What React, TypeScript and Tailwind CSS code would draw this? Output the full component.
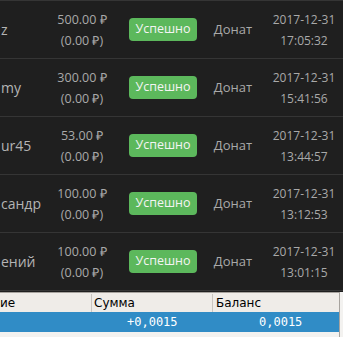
const ROWS = [
  { name: "z", amount: "500.00", date: "2017-12-31", time: "17:05:32" },
  { name: "my", amount: "300.00", date: "2017-12-31", time: "15:41:56" },
  { name: "ur45", amount: "53.00", date: "2017-12-31", time: "13:44:57" },
  { name: "сандр", amount: "100.00", date: "2017-12-31", time: "13:12:53" },
  { name: "ений", amount: "100.00", date: "2017-12-31", time: "13:01:15" },
];

function DonationRow({ row }: { row: (typeof ROWS)[number] }) {
  return (
    <div className="grid h-[58px] grid-cols-[50px_64px_95px_48px_94px] items-center border-t border-[#353535]">
      <div className="pl-[1px] text-[14px] text-[#b4b4b4]">{row.name}</div>
      <div className="text-center text-[12.5px] leading-[21px] text-[#a9a9a9]">
        <div>{row.amount} ₽</div>
        <div>(0.00 ₽)</div>
      </div>
      <div className="flex justify-center pl-[3px]">
        <span className="flex h-[23px] items-center rounded-[4px] bg-[#5cb85c] px-[6px] text-[12.5px] font-medium text-[#f4f4f4]">
          Успешно
        </span>
      </div>
      <div className="text-center text-[13px] text-[#a9a9a9]">Донат</div>
      <div className="text-center text-[12px] leading-[21px] text-[#a9a9a9]">
        <div>{row.date}</div>
        <div>{row.time}</div>
      </div>
    </div>
  );
}

export default function App() {
  return (
    <div className="flex h-[337px] w-[343px] flex-col overflow-hidden bg-[#1f1f1f] font-['Open_Sans',sans-serif]">
      <div className="shrink-0">
        {ROWS.map((r) => (
          <DonationRow key={r.time} row={r} />
        ))}
        <div className="h-[2px] border-t border-[#353535]" />
      </div>

      {/* transaction list of the wallet window below */}
      <div className="flex flex-1 flex-col bg-[#f3f2f0] font-['DejaVu_Sans',sans-serif] text-[12px]">
        <div className="flex w-[340px] flex-1 flex-col border-r border-t border-[#a7a39e]">
          <div className="grid h-[19px] grid-cols-[92px_121px_1fr] items-center bg-[#efece8] text-black">
            <div className="border-r border-[#c9c5c0]">ие</div>
            <div className="border-r border-[#c9c5c0] pl-[2px]">Сумма</div>
            <div className="pl-[3px]">Баланс</div>
          </div>
          <div className="grid h-[20px] grid-cols-[92px_121px_1fr] items-center bg-[#308cc6] font-['DejaVu_Sans_Mono',monospace] text-white">
            <div />
            <div className="pl-[35px]">+0,0015</div>
            <div className="pl-[46px]">0,0015</div>
          </div>
          <div className="flex-1" />
        </div>
      </div>
    </div>
  );
}
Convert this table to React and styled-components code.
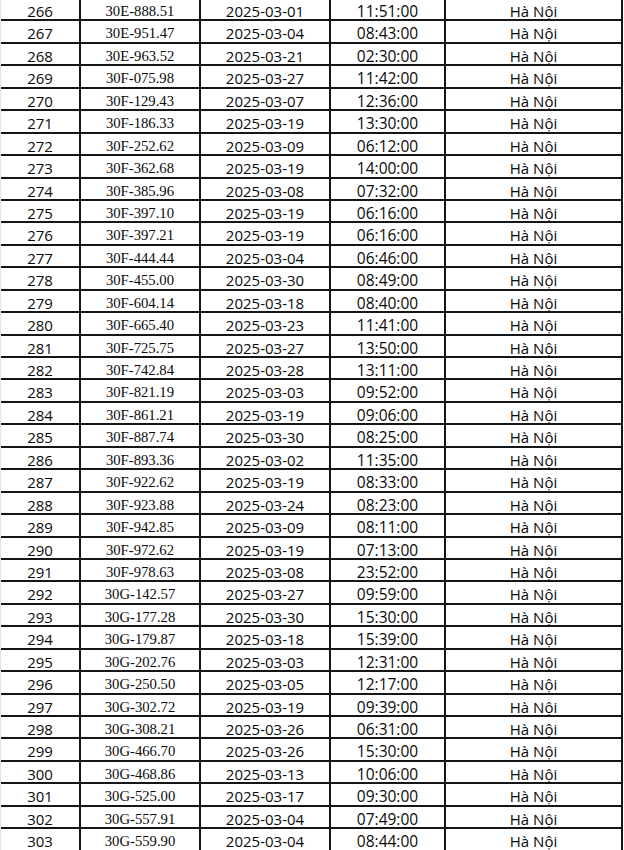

------------------------------------------------------------

Using the data above, print every line exactly, omitting pictures.

RESULT -
What React, TypeScript and Tailwind CSS code would draw this? Output the full component.
const ROWS = [
  { name: "z", amount: "500.00", date: "2017-12-31", time: "17:05:32" },
  { name: "my", amount: "300.00", date: "2017-12-31", time: "15:41:56" },
  { name: "ur45", amount: "53.00", date: "2017-12-31", time: "13:44:57" },
  { name: "сандр", amount: "100.00", date: "2017-12-31", time: "13:12:53" },
  { name: "ений", amount: "100.00", date: "2017-12-31", time: "13:01:15" },
];

function DonationRow({ row }: { row: (typeof ROWS)[number] }) {
  return (
    <div className="grid h-[58px] grid-cols-[50px_64px_95px_48px_94px] items-center border-t border-[#353535]">
      <div className="pl-[1px] text-[14px] text-[#b4b4b4]">{row.name}</div>
      <div className="text-center text-[12.5px] leading-[21px] text-[#a9a9a9]">
        <div>{row.amount} ₽</div>
        <div>(0.00 ₽)</div>
      </div>
      <div className="flex justify-center pl-[3px]">
        <span className="flex h-[23px] items-center rounded-[4px] bg-[#5cb85c] px-[6px] text-[12.5px] font-medium text-[#f4f4f4]">
          Успешно
        </span>
      </div>
      <div className="text-center text-[13px] text-[#a9a9a9]">Донат</div>
      <div className="text-center text-[12px] leading-[21px] text-[#a9a9a9]">
        <div>{row.date}</div>
        <div>{row.time}</div>
      </div>
    </div>
  );
}

export default function App() {
  return (
    <div className="flex h-[337px] w-[343px] flex-col overflow-hidden bg-[#1f1f1f] font-['Open_Sans',sans-serif]">
      <div className="shrink-0">
        {ROWS.map((r) => (
          <DonationRow key={r.time} row={r} />
        ))}
        <div className="h-[2px] border-t border-[#353535]" />
      </div>

      {/* transaction list of the wallet window below */}
      <div className="flex flex-1 flex-col bg-[#f3f2f0] font-['DejaVu_Sans',sans-serif] text-[12px]">
        <div className="flex w-[340px] flex-1 flex-col border-r border-t border-[#a7a39e]">
          <div className="grid h-[19px] grid-cols-[92px_121px_1fr] items-center bg-[#efece8] text-black">
            <div className="border-r border-[#c9c5c0]">ие</div>
            <div className="border-r border-[#c9c5c0] pl-[2px]">Сумма</div>
            <div className="pl-[3px]">Баланс</div>
          </div>
          <div className="grid h-[20px] grid-cols-[92px_121px_1fr] items-center bg-[#308cc6] font-['DejaVu_Sans_Mono',monospace] text-white">
            <div />
            <div className="pl-[35px]">+0,0015</div>
            <div className="pl-[46px]">0,0015</div>
          </div>
          <div className="flex-1" />
        </div>
      </div>
    </div>
  );
}
Convert this table to React and styled-components code.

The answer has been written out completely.